* _Available records_
┌──
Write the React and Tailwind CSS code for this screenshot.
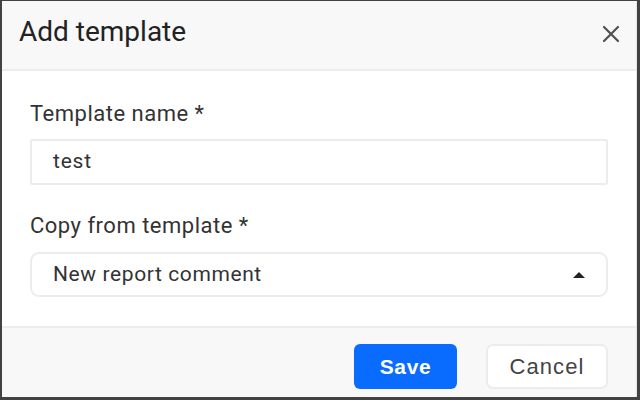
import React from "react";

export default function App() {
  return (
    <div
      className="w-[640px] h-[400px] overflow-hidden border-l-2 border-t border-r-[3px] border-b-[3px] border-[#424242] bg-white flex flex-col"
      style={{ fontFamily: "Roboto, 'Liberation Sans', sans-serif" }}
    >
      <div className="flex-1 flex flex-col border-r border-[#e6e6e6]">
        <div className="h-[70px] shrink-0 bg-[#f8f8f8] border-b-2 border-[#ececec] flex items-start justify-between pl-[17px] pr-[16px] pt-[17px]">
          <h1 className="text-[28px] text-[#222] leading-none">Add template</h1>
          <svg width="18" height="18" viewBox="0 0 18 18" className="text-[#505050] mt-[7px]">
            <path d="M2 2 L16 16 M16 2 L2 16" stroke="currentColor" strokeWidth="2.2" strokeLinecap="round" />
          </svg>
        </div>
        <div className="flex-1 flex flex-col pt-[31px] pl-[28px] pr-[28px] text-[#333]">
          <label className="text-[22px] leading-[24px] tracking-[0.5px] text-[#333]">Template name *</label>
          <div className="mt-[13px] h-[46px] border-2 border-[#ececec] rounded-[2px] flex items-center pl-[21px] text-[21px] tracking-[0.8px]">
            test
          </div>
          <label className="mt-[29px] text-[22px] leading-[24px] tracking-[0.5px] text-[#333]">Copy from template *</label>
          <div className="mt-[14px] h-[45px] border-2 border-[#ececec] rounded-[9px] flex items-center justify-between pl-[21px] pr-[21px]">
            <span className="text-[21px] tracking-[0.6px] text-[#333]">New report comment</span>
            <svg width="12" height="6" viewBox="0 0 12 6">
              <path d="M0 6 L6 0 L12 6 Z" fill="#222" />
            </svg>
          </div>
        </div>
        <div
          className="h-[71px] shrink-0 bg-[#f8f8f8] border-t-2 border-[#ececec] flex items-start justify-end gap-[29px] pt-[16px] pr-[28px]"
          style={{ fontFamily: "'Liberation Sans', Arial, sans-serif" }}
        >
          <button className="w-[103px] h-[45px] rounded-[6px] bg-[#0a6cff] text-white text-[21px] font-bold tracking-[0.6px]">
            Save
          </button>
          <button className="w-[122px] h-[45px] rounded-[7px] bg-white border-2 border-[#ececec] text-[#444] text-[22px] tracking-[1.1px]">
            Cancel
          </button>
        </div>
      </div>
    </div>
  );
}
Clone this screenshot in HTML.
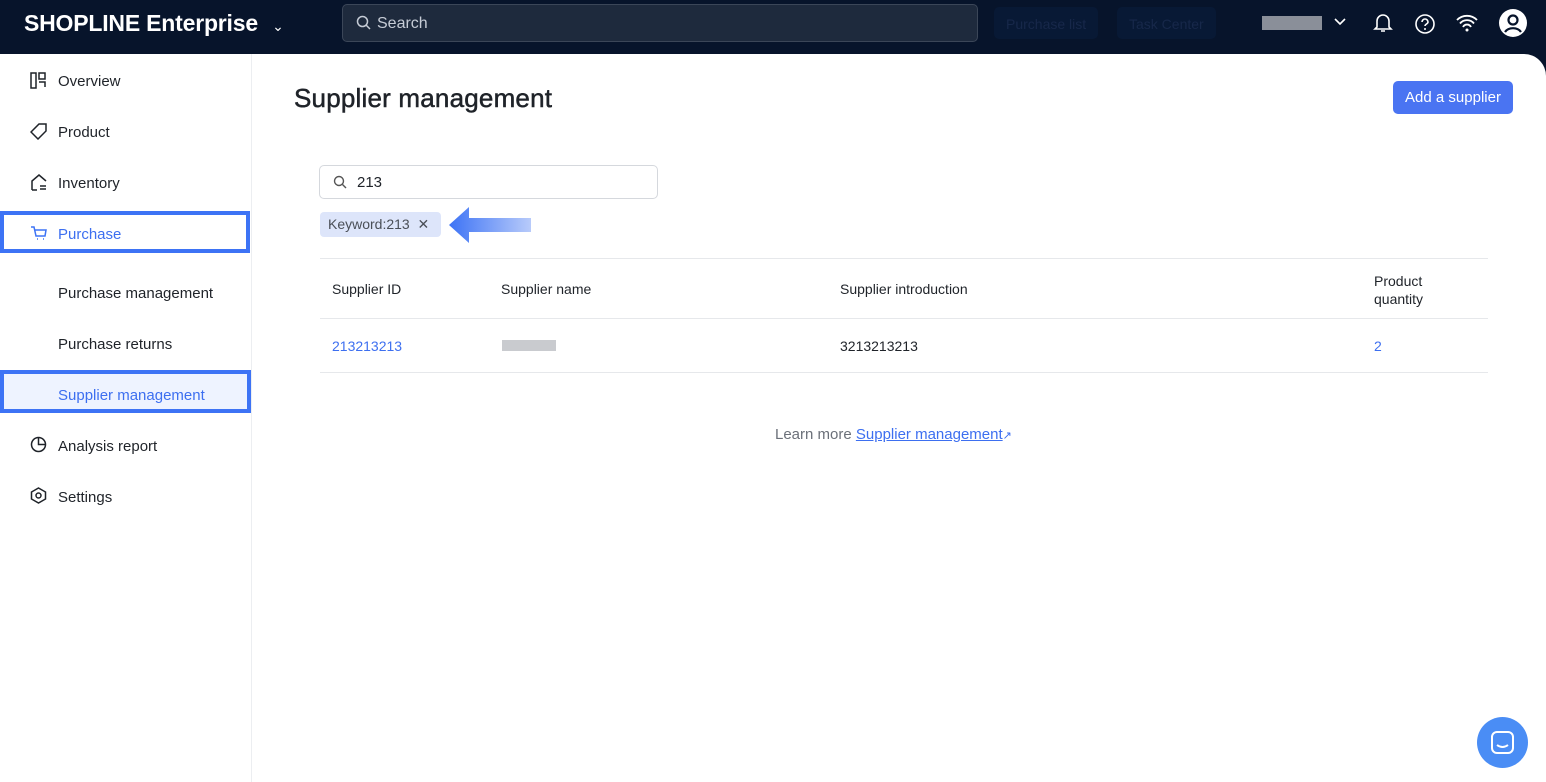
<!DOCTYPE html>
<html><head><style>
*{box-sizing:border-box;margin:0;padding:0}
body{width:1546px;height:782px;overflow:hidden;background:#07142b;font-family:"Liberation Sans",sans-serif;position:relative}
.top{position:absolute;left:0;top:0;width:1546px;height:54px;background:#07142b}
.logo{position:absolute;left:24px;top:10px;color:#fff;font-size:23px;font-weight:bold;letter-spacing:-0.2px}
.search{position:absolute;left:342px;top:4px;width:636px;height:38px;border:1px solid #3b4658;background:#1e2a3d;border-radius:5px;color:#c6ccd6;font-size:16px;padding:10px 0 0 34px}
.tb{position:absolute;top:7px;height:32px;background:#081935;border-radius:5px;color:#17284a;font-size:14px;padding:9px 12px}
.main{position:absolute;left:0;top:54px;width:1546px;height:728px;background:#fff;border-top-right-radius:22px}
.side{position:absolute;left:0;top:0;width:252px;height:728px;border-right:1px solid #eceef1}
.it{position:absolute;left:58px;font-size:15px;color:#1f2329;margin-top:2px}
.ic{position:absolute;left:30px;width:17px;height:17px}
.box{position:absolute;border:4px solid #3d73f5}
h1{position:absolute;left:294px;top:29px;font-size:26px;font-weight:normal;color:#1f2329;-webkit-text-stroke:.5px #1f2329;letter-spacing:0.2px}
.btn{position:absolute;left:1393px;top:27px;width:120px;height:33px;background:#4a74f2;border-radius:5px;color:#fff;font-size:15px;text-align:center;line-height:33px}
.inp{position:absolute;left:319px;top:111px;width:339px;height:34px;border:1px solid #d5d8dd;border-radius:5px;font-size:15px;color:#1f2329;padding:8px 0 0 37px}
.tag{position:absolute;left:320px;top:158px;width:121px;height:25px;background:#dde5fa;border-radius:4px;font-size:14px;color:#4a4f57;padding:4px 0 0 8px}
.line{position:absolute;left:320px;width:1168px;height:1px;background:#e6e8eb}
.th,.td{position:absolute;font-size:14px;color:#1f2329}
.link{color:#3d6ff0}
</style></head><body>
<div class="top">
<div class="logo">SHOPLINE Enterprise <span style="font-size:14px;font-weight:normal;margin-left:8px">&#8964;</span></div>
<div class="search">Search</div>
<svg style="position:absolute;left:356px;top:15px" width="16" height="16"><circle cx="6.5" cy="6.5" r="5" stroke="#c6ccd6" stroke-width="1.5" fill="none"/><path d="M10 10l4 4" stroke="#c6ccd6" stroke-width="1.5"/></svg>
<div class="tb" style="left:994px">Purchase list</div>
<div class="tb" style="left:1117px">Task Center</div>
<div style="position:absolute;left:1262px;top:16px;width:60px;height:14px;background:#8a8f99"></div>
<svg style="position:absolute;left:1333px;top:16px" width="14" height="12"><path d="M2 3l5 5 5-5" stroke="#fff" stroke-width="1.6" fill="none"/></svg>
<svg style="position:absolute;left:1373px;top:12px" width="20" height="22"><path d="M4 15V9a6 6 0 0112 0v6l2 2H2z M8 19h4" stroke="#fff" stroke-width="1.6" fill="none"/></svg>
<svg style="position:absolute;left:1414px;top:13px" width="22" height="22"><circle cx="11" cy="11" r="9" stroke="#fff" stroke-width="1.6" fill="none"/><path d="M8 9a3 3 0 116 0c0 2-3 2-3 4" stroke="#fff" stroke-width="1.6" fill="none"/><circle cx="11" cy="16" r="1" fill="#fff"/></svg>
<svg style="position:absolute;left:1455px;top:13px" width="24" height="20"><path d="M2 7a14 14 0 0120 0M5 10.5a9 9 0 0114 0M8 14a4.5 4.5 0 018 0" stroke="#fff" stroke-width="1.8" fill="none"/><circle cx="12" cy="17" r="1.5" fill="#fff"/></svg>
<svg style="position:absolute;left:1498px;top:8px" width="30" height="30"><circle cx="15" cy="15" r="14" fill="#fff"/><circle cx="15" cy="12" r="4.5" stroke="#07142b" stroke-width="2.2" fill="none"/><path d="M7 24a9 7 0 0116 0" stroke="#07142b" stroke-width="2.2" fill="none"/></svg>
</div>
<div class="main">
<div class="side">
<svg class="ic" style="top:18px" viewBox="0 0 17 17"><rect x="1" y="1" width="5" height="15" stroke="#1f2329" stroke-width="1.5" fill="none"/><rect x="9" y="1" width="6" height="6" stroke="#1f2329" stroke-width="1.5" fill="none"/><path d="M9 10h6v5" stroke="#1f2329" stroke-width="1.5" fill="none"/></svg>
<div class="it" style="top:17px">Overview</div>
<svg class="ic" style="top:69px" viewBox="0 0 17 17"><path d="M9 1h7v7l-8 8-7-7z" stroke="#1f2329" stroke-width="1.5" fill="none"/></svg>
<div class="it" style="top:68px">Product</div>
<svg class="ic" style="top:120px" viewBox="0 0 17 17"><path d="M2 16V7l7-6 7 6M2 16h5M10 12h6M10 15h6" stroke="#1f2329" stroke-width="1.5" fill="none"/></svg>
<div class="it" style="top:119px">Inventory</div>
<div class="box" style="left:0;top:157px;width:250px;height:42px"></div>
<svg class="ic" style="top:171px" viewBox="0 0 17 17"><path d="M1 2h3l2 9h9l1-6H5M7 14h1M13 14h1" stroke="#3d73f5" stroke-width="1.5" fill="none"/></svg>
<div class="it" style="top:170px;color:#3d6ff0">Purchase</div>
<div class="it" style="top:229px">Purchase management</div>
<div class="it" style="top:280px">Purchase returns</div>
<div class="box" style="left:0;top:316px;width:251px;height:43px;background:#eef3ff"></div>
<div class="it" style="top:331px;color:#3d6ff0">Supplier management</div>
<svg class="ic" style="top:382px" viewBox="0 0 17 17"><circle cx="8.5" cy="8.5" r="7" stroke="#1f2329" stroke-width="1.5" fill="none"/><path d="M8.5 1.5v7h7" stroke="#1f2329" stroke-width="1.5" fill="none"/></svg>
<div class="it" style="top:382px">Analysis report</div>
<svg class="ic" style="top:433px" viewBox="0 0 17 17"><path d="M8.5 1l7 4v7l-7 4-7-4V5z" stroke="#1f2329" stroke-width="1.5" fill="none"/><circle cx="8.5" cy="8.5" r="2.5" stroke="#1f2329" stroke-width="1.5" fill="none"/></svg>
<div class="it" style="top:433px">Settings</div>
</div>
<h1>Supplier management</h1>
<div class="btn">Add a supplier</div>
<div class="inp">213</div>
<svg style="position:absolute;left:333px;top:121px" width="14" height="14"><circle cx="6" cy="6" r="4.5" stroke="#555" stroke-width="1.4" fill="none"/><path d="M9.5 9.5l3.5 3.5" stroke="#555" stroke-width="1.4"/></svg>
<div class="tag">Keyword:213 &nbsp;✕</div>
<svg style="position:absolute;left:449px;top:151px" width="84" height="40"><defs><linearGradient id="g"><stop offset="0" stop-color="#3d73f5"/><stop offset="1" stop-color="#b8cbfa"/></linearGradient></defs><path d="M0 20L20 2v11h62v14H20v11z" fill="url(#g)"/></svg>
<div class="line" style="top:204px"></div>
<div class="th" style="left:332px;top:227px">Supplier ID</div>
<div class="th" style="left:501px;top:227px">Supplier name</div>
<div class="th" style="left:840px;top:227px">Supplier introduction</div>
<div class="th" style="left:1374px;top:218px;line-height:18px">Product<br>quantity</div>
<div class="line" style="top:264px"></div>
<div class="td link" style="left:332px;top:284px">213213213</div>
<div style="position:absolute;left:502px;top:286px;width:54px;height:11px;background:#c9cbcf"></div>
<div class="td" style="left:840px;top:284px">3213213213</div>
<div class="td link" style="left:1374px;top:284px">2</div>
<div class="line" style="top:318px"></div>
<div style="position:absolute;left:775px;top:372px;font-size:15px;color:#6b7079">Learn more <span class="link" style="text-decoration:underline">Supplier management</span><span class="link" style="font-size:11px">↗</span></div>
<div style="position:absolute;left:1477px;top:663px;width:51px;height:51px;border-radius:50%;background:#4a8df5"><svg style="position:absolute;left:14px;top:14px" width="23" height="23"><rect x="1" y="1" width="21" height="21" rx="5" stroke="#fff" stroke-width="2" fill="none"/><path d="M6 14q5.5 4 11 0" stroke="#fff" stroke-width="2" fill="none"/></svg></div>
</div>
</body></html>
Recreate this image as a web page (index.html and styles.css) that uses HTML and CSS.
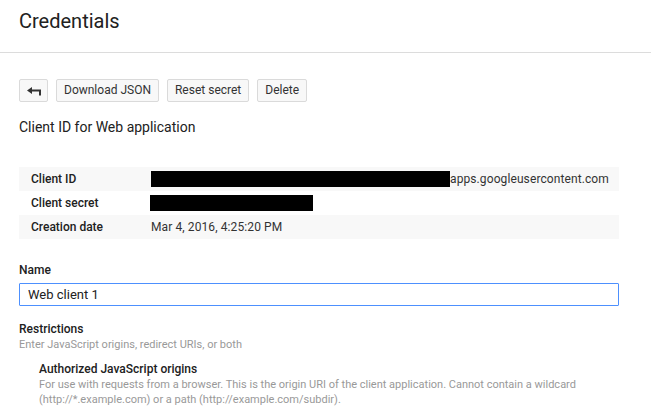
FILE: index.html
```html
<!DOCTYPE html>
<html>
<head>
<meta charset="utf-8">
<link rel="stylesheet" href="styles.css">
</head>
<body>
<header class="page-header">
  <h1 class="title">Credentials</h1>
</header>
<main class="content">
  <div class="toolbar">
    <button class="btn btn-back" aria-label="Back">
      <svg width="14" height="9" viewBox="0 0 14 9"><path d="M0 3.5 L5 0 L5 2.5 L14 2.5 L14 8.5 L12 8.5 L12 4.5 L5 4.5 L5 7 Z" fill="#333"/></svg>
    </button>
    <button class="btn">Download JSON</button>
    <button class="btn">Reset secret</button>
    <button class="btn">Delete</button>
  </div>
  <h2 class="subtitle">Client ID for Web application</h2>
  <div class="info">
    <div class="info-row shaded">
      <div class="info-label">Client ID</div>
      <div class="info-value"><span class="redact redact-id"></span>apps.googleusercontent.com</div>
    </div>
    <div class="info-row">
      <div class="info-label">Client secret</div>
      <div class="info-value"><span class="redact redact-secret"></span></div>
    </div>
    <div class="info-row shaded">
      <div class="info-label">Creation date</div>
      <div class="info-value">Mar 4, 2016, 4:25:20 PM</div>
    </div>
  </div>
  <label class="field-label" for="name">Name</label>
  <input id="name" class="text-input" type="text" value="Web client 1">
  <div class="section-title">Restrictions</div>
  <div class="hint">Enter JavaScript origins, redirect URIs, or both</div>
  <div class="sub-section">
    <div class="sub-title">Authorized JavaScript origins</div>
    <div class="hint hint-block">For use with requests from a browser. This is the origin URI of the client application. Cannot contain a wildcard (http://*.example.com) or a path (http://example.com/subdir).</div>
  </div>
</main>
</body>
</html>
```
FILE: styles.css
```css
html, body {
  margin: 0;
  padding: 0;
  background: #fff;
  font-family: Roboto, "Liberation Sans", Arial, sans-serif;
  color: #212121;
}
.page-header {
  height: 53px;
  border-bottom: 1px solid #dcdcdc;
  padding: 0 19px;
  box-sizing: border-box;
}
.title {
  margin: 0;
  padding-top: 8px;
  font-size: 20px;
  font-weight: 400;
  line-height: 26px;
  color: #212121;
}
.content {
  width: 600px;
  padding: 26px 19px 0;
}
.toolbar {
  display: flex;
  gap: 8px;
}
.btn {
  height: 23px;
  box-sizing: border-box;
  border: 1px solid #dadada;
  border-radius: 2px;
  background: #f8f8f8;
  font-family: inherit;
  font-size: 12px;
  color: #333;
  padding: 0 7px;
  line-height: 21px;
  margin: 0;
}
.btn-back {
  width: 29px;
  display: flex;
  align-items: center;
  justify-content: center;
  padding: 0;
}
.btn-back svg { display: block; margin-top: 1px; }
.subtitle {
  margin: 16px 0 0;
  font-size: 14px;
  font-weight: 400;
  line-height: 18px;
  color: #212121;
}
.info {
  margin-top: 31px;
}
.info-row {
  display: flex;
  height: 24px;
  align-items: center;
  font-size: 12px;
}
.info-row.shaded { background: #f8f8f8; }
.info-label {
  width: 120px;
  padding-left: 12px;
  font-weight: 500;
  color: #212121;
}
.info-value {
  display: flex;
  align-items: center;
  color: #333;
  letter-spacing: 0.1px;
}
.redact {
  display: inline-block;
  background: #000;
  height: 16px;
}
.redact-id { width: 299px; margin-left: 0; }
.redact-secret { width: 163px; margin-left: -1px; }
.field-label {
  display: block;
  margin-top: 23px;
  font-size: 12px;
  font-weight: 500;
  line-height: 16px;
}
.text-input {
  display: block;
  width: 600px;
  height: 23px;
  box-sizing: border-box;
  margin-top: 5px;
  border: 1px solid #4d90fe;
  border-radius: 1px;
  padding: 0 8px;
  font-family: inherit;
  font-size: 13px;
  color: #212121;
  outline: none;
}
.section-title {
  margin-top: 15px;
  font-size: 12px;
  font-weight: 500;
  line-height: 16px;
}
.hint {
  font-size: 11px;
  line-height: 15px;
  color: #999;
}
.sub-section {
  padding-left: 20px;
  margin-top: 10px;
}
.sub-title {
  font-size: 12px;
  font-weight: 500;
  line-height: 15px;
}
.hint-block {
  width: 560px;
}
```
└──
* _Short task_
Only the lines from the start of the records to the line with "import React from" belong in the copy. Print them exactly, minus pictures.

* _Result below_
Write the React and Tailwind CSS code for this screenshot.
import React from "react";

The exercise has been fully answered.